Carlos F. Heredero.
La controversia es inevitable, y con toda seguridad también provechosa. O, por lo menos, deberíamos intentar que lo fuera. Que El árbol de la vida, la nueva película de Terrence Malick, ocupe tanto nuestra portada como las páginas del Gran Angular, igual que ha sucedido estos últimos meses en Film Comment (Estados Unidos), Sight & Sound (Gran Bretaña), Cahiers du cinéma (Francia), El amante (Argentina) y Cinema Scope (Canadá), no es el resultado de ningún conciliábulo cinéfilo ni mucho menos de una encubierta –y harto improbable– operación publicitaria. El film de Malick, con su poderosa cosmogonía imbuida de misticismo en torno a los orígenes del universo, con su visionaria representación de los albores de la Tierra, con su irredenta determinación de capturar lo inasible y de atrapar el latido de las emociones, con sus explícitas ambiciones de trascendencia religiosa, con su vocacional dimensión de poema lírico no narrativo, con todo su misterio y con todos sus excesos, con todos sus clamorosos desequilibrios y con todo su arrollador impulso fílmico, no necesita las muletas de ninguna operación de marketing para convertirse en un película-acontecimiento y en un film de culto.
Ni siquiera la esquiva, ermitaña y secreta personalidad de su creador, con todas las leyendas que genera a su alrededor –cual cinematográfico J. D. Salinger– y con todas las excepcionales peculiaridades que conocemos sobre sus rodajes a través de lo que cuentan sus colaboradores (véanse las entrevistas con Brad Pitt y con Emmanuel Lubezki) es suficiente para explicar –unida a todo lo anterior– la conmoción inevitable, el desconcierto y el pasmo que genera una obra como El árbol de la vida. Es el privilegio de los grandes creadores en cualquier disciplina artística: el de proponer algo que nunca antes habíamos podido imaginar, sacudir las certezas y los dogmas imperantes, poner en cuestión nuestra propia percepción de la vida, interrogar o poner patas arriba los códigos fundadores de las formas de representación conocidas. Invitarnos, en definitiva, a explorar nuevas rutas expresivas y exigirnos, en cualquier caso, una actitud más abierta ante aquello que nos cuestiona a nosotros mismos.

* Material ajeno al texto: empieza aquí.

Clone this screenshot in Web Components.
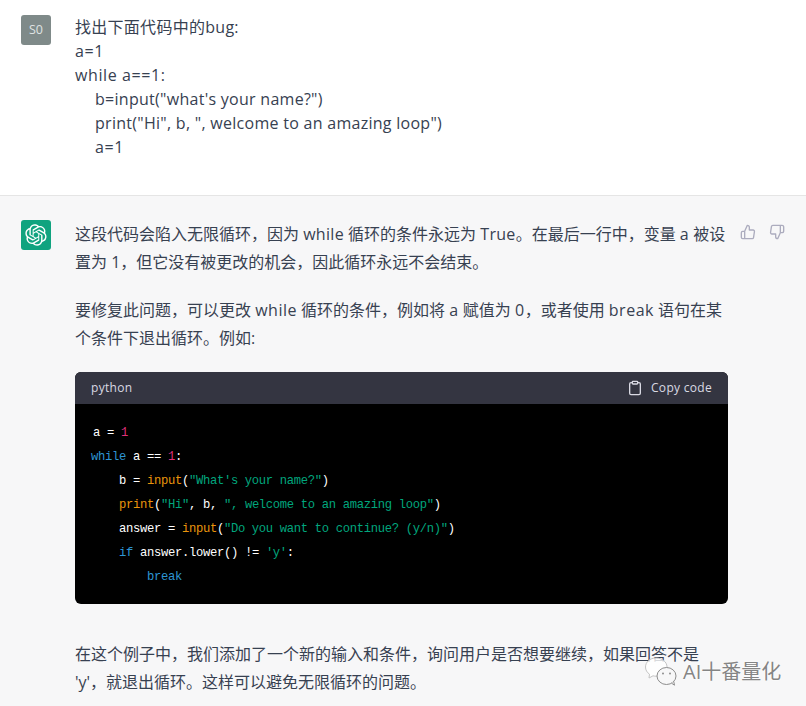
<!DOCTYPE html>
<html lang="zh-CN">
<head>
<meta charset="utf-8">
<title>chat</title>
<style>
  html, body { margin: 0; height: 100%; }
  body {
    position: relative;
    overflow: hidden;
    background: #f7f7f8;
    color: #374151;
    font: 16px/28px "Open Sans", "Noto Sans CJK SC", sans-serif;
  }
  p { margin: 0; white-space: nowrap; }
  .user-line { line-height: 24px; letter-spacing: .28px; }
  .user-line.eq { letter-spacing: .6px; }
  .indent { padding-left: 20px; }
  .l3 { letter-spacing: .3px; }
  .l5 { letter-spacing: .5px; }
  .ln { white-space: pre; height: 24px; }
  .tk-kw { color: #2e95d3; }
  .tk-num { color: #df3079; }
  .tk-str { color: #00a67d; }
  .tk-fn { color: #e9950c; }
</style>
</head>
<body>
<chat-message role="user" avatar="S0">
  <div class="user-line">找出下面代码中的bug:</div>
  <div class="user-line eq">a=1</div>
  <div class="user-line eq">while a==1:</div>
  <div class="user-line indent">b=input("what's your name?")</div>
  <div class="user-line indent">print("Hi", b, ", welcome to an amazing loop")</div>
  <div class="user-line indent eq">a=1</div>
</chat-message>
<chat-message role="assistant">
  <p class="l-wrap">这段代码会陷入无限循环，因为 <span class="l3">while</span> 循环的条件永远为 <span class="l3">True</span>。在最后一行中，变量 <span class="l3">a</span> 被设<br>置为 1，但它没有被更改的机会，因此循环永远不会结束。</p>
  <p style="margin-top:20px">要修复此问题，可以更改 <span class="l5">while</span> 循环的条件，例如将 <span class="l5">a</span> 赋值为 <span class="l5">0</span>，或者使用 <span class="l5">break</span> 语句在某<br>个条件下退出循环。例如:</p>
  <code-block language="python" style="margin-top:20px">
    <div class="ln" style="padding-left:2px">a = <span class="tk-num">1</span></div>
    <div class="ln"><span class="tk-kw">while</span> a == <span class="tk-num">1</span>:</div>
    <div class="ln">    b = <span class="tk-fn">input</span>(<span class="tk-str">"What's your name?"</span>)</div>
    <div class="ln">    <span class="tk-fn">print</span>(<span class="tk-str">"Hi"</span>, b, <span class="tk-str">", welcome to an amazing loop"</span>)</div>
    <div class="ln">    answer = <span class="tk-fn">input</span>(<span class="tk-str">"Do you want to continue? (y/n)"</span>)</div>
    <div class="ln">    <span class="tk-kw">if</span> answer.lower() != <span class="tk-str">'y'</span>:</div>
    <div class="ln">        <span class="tk-kw">break</span></div>
  </code-block>
  <p style="margin-top:36px">在这个例子中，我们添加了一个新的输入和条件，询问用户是否想要继续，如果回答不是<br>'y'，就退出循环。这样可以避免无限循环的问题。</p>
</chat-message>
<wechat-mark>AI十番量化</wechat-mark>

<script>
const OPENAI_PATH = "M37.5324 16.8707C37.9808 15.5241 38.1363 14.0974 37.9886 12.6859C37.8409 11.2744 37.3934 9.91076 36.676 8.68622C35.6126 6.83404 33.9882 5.3676 32.0373 4.4985C30.0864 3.62941 27.9098 3.40259 25.8215 3.85078C24.8796 2.7893 23.7219 1.94125 22.4257 1.36341C21.1295 0.785575 19.7249 0.491269 18.3058 0.500197C16.1708 0.495044 14.0893 1.16803 12.3614 2.42214C10.6335 3.67624 9.34853 5.44666 8.6917 7.47815C7.30085 7.76286 5.98686 8.3414 4.8377 9.17505C3.68854 10.0087 2.73073 11.0782 2.02839 12.312C0.956464 14.1591 0.498905 16.2988 0.721698 18.4228C0.944492 20.5467 1.83612 22.5449 3.268 24.1293C2.81966 25.4759 2.66413 26.9026 2.81182 28.3141C2.95951 29.7256 3.40701 31.0892 4.12437 32.3138C5.18791 34.1659 6.8123 35.6322 8.76321 36.5013C10.7141 37.3704 12.8907 37.5973 14.9789 37.1492C15.9208 38.2107 17.0786 39.0587 18.3747 39.6366C19.6709 40.2144 21.0755 40.5087 22.4946 40.4998C24.6307 40.5054 26.7133 39.8321 28.4418 38.5772C30.1704 37.3223 31.4556 35.5506 32.1119 33.5179C33.5027 33.2332 34.8167 32.6547 35.9659 31.821C37.115 30.9874 38.0728 29.9178 38.7752 28.684C39.8458 26.8371 40.3023 24.6979 40.0789 22.5748C39.8556 20.4517 38.9639 18.4544 37.5324 16.8707ZM22.4978 37.8849C20.7443 37.8874 19.0459 37.2733 17.6994 36.1501C17.7601 36.117 17.8666 36.0586 17.936 36.0161L25.9004 31.4156C26.1003 31.3019 26.2663 31.137 26.3813 30.9378C26.4964 30.7386 26.5563 30.5124 26.5549 30.2825V19.0542L29.9213 20.998C29.9389 21.0068 29.9541 21.0198 29.9656 21.0359C29.977 21.052 29.9842 21.0707 29.9867 21.0902V30.3889C29.9842 32.375 29.1946 34.2791 27.7909 35.6841C26.3872 37.0892 24.4838 37.8806 22.4978 37.8849ZM6.39227 31.0064C5.51397 29.4888 5.19742 27.7107 5.49804 25.9832C5.55718 26.0187 5.66048 26.0818 5.73461 26.1244L13.699 30.7248C13.8975 30.8408 14.1233 30.902 14.3532 30.902C14.583 30.902 14.8088 30.8408 15.0073 30.7248L24.731 25.1103V28.9979C24.7321 29.0177 24.7283 29.0376 24.7199 29.0556C24.7115 29.0736 24.6988 29.0893 24.6829 29.1012L16.6317 33.7497C14.9096 34.7416 12.8643 35.0097 10.9447 34.4954C9.02506 33.9811 7.38785 32.7263 6.39227 31.0064ZM4.29707 13.6194C5.17156 12.0998 6.55279 10.9364 8.19885 10.3327C8.19885 10.4013 8.19491 10.5228 8.19491 10.6071V19.808C8.19351 20.0378 8.25334 20.2638 8.36823 20.4629C8.48312 20.6619 8.64893 20.8267 8.84863 20.9404L18.5723 26.5542L15.206 28.4979C15.1894 28.5089 15.1703 28.5155 15.1505 28.5173C15.1307 28.5191 15.1107 28.516 15.0924 28.5082L7.04046 23.8557C5.32135 22.8601 4.06716 21.2235 3.55289 19.3046C3.03862 17.3858 3.30624 15.3413 4.29707 13.6194ZM31.955 20.0556L22.2312 14.4411L25.5976 12.4981C25.6142 12.4872 25.6333 12.4805 25.6531 12.4787C25.6729 12.4769 25.6928 12.4801 25.7111 12.4879L33.7631 17.1364C34.9967 17.849 36.0017 18.8982 36.6606 20.1613C37.3194 21.4244 37.6047 22.849 37.4832 24.2684C37.3617 25.6878 36.8382 27.0432 35.9743 28.1759C35.1103 29.3086 33.9415 30.1717 32.6047 30.6641C32.6047 30.5947 32.6047 30.4733 32.6047 30.3889V21.188C32.6066 20.9586 32.5474 20.7328 32.4332 20.5338C32.319 20.3348 32.154 20.1698 31.955 20.0556ZM35.3055 15.0128C35.2464 14.9765 35.1431 14.9142 35.069 14.8717L27.1045 10.2712C26.906 10.1554 26.6803 10.0943 26.4504 10.0943C26.2206 10.0943 25.9948 10.1554 25.7963 10.2712L16.0726 15.8858V11.9982C16.0715 11.9783 16.0753 11.9585 16.0837 11.9405C16.0921 11.9225 16.1048 11.9068 16.1207 11.8949L24.1719 7.25025C25.4053 6.53903 26.8158 6.19376 28.2383 6.25482C29.6608 6.31589 31.0364 6.78077 32.2044 7.59508C33.3723 8.40939 34.2842 9.53945 34.8334 10.8531C35.3826 12.1667 35.5464 13.6095 35.3055 15.0128ZM14.2424 21.9419L10.8752 19.9981C10.8576 19.9893 10.8423 19.9763 10.8309 19.9602C10.8195 19.9441 10.8122 19.9254 10.8098 19.9058V10.6071C10.8107 9.18295 11.2173 7.78848 11.9819 6.58696C12.7466 5.38544 13.8377 4.42659 15.1275 3.82264C16.4173 3.21869 17.8524 2.99464 19.2649 3.1767C20.6775 3.35876 22.0089 3.93941 23.1034 4.85067C23.0427 4.88379 22.937 4.94215 22.8668 4.98473L14.9024 9.58517C14.7025 9.69878 14.5366 9.86356 14.4215 10.0626C14.3065 10.2616 14.2466 10.4877 14.2479 10.7175L14.2424 21.9419ZM16.071 17.9991L20.4018 15.4978L24.7325 17.9975V22.9985L20.4018 25.4983L16.071 22.9985V17.9991Z";

class ChatMessage extends HTMLElement {
  constructor() {
    super();
    const shadow = this.attachShadow({ mode: "open" });
    const isUser = this.getAttribute("role") === "user";
    const avatar = isUser
      ? `<div class="avatar user">${this.getAttribute("avatar")}</div>`
      : `<div class="avatar bot"><svg width="22" height="22" viewBox="0 0 41 41"><path fill="#fff" d="${OPENAI_PATH}"/></svg></div>`;
    const actions = isUser ? "" : `
      <div class="actions">
        <svg viewBox="0 0 24 24"><path d="M14 9V5a3 3 0 0 0-3-3l-4 9v11h11.28a2 2 0 0 0 2-1.7l1.38-9a2 2 0 0 0-2-2.3zM7 22H4a2 2 0 0 1-2-2v-7a2 2 0 0 1 2-2h3"/></svg>
        <svg viewBox="0 0 24 24"><path d="M10 15v4a3 3 0 0 0 3 3l4-9V2H5.72a2 2 0 0 0-2 1.7l-1.38 9a2 2 0 0 0 2 2.3zm7-13h2.67A2.31 2.31 0 0 1 22 4v7a2.31 2.31 0 0 1-2.33 2H17"/></svg>
      </div>`;
    shadow.innerHTML = `
      <style>
      :host {
        display: flex;
        box-sizing: border-box;
        padding: 15px 22px 36px 21px;
        background: #fff;
        border-bottom: 1px solid #e5e5e5;
      }
      :host([role="assistant"]) {
        background: #f7f7f8;
        border-bottom: 0;
        padding-top: 24px;
        padding-bottom: 0;
      }
      .avatar {
        flex: none;
        width: 30px;
        height: 30px;
        border-radius: 3px;
        display: flex;
        align-items: center;
        justify-content: center;
        margin-right: 24px;
      }
      .user {
        background: #7f8a89;
        color: #dfe3e3;
        font-size: 12.5px;
        line-height: 30px;
      }
      .bot { background: #10a37f; }
      .content { width: 653px; flex: none; }
      .actions {
        display: flex;
        gap: 13px;
        margin-left: 12px;
        height: 16px;
        margin-top: 4px;
      }
      .actions svg {
        width: 16px;
        height: 16px;
        fill: none;
        stroke: #acacbe;
        stroke-width: 2;
        stroke-linecap: round;
        stroke-linejoin: round;
      }
      </style>
      ${avatar}
      <div class="content"><slot></slot></div>
      ${actions}
    `;
  }
}

class CodeBlock extends HTMLElement {
  constructor() {
    super();
    const shadow = this.attachShadow({ mode: "open" });
    shadow.innerHTML = `
      <style>
      :host {
        display: block;
        border-radius: 6px;
        overflow: hidden;
        background: #000;
      }
      .head {
        display: flex;
        align-items: center;
        justify-content: space-between;
        height: 32px;
        padding: 0 16px;
        background: #343541;
        color: #d9d9e3;
        font-size: 12px;
        line-height: 16px;
        letter-spacing: .3px;
      }
      .copy { display: flex; align-items: center; gap: 8px; }
      .copy svg {
        width: 16px;
        height: 16px;
        fill: none;
        stroke: currentColor;
        stroke-width: 2;
        stroke-linecap: round;
        stroke-linejoin: round;
      }
      .body {
        box-sizing: border-box;
        height: 200px;
        padding: 17px 16px 15px;
        color: #fff;
        font: 12.2px/24px "Liberation Mono", monospace;
        letter-spacing: -.32px;
      }
      </style>
      <div class="head">
        <span>${this.getAttribute("language")}</span>
        <span class="copy">
          <svg viewBox="0 0 24 24"><path d="M16 4h2a2 2 0 0 1 2 2v14a2 2 0 0 1-2 2H6a2 2 0 0 1-2-2V6a2 2 0 0 1 2-2h2"/><rect x="8" y="2" width="8" height="4" rx="1" ry="1"/></svg>
          Copy code
        </span>
      </div>
      <div class="body"><slot></slot></div>
    `;
  }
}

class WechatMark extends HTMLElement {
  constructor() {
    super();
    const shadow = this.attachShadow({ mode: "open" });
    shadow.innerHTML = `
      <style>
      :host {
        position: absolute;
        left: 645px;
        top: 655px;
        display: flex;
        align-items: center;
        gap: 7px;
        color: #858585;
        font-size: 20px;
        line-height: 30px;
        text-shadow: 0 0 2px #fff, 0 0 2px #fff;
      }
      svg { width: 31px; height: 29px; overflow: visible; }
      span { padding-top: 2px; }
      </style>
      <svg viewBox="0 0 31 29">
        <path d="M11 1C5 1 .5 5 .5 10c0 3 1.500 5.500 4 7.200L4 21l4-2.200c1 .3 2 .4 3 .4 6 0 11-4 11-9.200S17 1 11 1z" fill="#fff" fill-opacity=".8" stroke="#c4c4c4"/>
        <ellipse cx="21.500" cy="19" rx="9.500" ry="8.500" fill="#f7f7f8" stroke="#8d8d8d"/>
        <path d="M26.500 26.200l3 2-.8-3.800" fill="#f7f7f8" stroke="#8d8d8d"/>
        <circle cx="18" cy="16.500" r="1" fill="#8d8d8d"/>
        <circle cx="25" cy="16.500" r="1" fill="#8d8d8d"/>
      </svg>
      <span><slot></slot></span>
    `;
  }
}

customElements.define("chat-message", ChatMessage);
customElements.define("code-block", CodeBlock);
customElements.define("wechat-mark", WechatMark);
</script>
</body>
</html>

No es preciso comulgar con una visión religiosa de la existencia humana para sentirse fascinado, o concernido, por las imágenes de El árbol de la vida –o de Ordet (Dreyer), o de El Evangelio según Mateo (Pasolini), o de Rompiendo las olas (Von Trier), o de El proceso de Juana de Arco (Bresson) o de La última tentación de Cristo (Scorsese)– de la misma manera que el repudio ante las pretensiones cosmogónicas y el trascendentalismo espiritualista del film no son privativos de una concepción laica del mundo. Parece bastante razonable imaginar que Manny Farber no hubiera dudado en considerar El árbol de la vida como “arte elefante blanco”, pero también es cierto que ninguna otra película de este año, ni de bastantes años atrás, se ha esforzado tanto –ni con tanta pasión– por indagar en los misterios de lo invisible: un desiderátum que, a fin de cuentas, está inscrito en el propio ADN del cine. Abramos pues el debate y, sobre todo, abramos bien nuestros ojos. Estamos ante una película que nos lo demanda.